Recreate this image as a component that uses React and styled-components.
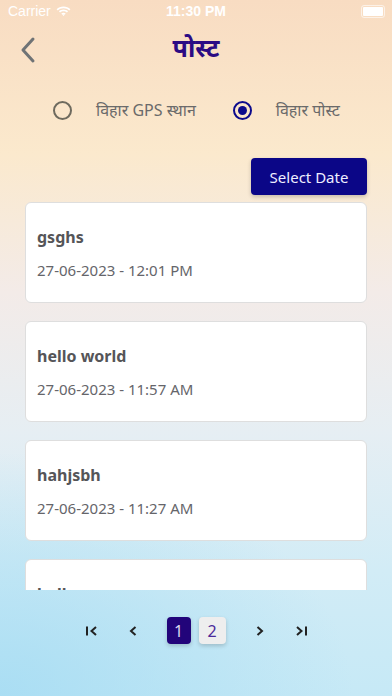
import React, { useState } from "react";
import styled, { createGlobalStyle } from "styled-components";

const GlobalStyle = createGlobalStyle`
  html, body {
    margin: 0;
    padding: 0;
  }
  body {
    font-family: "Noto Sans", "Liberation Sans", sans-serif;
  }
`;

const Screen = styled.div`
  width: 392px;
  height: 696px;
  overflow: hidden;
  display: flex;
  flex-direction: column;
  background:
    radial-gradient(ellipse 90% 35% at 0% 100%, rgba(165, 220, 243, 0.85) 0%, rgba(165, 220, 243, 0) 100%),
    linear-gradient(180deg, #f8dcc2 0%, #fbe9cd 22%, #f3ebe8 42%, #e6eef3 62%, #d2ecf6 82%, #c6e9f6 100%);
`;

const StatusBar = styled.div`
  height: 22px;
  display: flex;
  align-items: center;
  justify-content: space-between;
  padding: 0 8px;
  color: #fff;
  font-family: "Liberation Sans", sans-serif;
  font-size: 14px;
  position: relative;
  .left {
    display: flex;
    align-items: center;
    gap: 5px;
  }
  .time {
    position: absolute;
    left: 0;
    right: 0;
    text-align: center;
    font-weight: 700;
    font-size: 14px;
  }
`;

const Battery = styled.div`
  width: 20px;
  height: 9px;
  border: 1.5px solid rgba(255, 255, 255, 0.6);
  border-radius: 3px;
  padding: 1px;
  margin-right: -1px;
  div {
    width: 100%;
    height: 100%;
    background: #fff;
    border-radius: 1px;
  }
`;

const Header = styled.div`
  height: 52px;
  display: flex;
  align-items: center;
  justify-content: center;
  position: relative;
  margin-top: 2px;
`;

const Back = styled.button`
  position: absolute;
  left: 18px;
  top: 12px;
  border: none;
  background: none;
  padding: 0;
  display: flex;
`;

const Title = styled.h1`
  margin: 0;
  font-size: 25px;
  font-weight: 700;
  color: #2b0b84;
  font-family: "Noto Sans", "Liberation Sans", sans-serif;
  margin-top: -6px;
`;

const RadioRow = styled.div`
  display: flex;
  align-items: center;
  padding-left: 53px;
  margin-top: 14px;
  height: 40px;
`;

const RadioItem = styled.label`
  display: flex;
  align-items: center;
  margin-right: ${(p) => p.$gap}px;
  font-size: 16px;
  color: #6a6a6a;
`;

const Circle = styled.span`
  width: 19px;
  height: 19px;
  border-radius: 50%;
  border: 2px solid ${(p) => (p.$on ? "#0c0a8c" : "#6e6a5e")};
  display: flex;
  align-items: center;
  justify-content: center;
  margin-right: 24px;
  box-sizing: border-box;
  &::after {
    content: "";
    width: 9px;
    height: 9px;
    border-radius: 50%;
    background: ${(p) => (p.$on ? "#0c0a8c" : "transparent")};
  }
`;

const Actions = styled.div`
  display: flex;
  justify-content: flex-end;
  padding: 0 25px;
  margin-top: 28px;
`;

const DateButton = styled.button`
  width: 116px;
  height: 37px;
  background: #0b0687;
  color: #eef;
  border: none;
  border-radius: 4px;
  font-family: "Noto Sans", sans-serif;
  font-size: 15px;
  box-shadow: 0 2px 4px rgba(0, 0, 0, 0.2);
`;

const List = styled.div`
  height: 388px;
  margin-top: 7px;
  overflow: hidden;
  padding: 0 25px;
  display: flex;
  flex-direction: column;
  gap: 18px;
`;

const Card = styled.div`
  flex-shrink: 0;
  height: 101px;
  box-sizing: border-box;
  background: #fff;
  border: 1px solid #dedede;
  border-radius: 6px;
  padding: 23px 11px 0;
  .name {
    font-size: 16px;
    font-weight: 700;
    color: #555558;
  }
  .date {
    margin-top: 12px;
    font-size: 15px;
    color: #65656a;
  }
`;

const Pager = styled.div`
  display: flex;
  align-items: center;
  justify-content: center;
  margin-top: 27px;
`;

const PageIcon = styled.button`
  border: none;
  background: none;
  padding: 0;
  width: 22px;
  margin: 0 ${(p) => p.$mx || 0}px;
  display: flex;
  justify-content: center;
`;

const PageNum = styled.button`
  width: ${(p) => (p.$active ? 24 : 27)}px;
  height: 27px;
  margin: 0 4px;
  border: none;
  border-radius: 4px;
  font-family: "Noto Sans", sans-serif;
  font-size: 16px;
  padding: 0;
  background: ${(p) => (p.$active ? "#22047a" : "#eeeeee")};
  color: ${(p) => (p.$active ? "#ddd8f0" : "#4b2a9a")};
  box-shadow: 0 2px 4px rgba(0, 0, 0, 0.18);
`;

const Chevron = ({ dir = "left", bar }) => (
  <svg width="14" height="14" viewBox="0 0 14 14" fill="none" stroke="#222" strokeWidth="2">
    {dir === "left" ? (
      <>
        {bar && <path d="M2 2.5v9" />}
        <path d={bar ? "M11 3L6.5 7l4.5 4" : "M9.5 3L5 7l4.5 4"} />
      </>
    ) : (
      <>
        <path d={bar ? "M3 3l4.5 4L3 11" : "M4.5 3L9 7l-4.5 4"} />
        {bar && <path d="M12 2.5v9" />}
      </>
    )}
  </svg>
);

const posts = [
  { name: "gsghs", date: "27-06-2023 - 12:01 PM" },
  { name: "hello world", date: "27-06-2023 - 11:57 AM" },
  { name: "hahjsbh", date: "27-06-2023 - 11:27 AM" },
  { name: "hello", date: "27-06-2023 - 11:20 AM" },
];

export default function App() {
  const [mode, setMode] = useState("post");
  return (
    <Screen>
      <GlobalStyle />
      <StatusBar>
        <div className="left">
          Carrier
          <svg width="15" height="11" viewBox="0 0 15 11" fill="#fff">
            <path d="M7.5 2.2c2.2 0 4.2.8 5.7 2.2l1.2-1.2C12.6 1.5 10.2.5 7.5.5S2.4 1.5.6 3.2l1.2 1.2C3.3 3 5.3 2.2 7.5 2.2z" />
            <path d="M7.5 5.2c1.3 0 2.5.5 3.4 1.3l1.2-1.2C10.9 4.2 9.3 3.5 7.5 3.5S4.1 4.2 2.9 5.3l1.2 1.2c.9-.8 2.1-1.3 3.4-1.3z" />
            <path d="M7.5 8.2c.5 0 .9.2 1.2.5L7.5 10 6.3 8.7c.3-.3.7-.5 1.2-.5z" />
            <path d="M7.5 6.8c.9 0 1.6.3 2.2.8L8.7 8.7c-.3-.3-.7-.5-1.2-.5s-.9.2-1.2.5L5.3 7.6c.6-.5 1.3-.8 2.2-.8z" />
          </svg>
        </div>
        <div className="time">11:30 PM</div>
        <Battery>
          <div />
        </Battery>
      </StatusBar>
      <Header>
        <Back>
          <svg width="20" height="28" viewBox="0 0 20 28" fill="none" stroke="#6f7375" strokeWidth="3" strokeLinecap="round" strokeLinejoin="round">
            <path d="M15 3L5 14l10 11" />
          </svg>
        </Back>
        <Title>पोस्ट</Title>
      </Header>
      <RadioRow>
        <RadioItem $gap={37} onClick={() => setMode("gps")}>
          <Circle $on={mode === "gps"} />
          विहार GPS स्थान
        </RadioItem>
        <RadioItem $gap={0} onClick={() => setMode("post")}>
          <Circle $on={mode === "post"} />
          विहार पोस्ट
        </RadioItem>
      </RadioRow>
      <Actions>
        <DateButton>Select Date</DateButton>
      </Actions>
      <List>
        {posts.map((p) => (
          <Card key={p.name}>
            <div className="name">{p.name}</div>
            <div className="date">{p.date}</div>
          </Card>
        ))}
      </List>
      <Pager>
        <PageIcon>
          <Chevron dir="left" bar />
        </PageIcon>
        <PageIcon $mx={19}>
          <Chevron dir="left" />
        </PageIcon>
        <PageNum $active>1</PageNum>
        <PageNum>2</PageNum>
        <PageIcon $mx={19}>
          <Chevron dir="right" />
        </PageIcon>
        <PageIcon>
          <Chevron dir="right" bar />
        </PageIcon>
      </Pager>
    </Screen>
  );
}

## DIRECTIONS
Pick out each line in the material containing "components".

## EXPECTED OUTPUT
Recreate this image as a component that uses React and styled-components.
import styled, { createGlobalStyle } from "styled-components";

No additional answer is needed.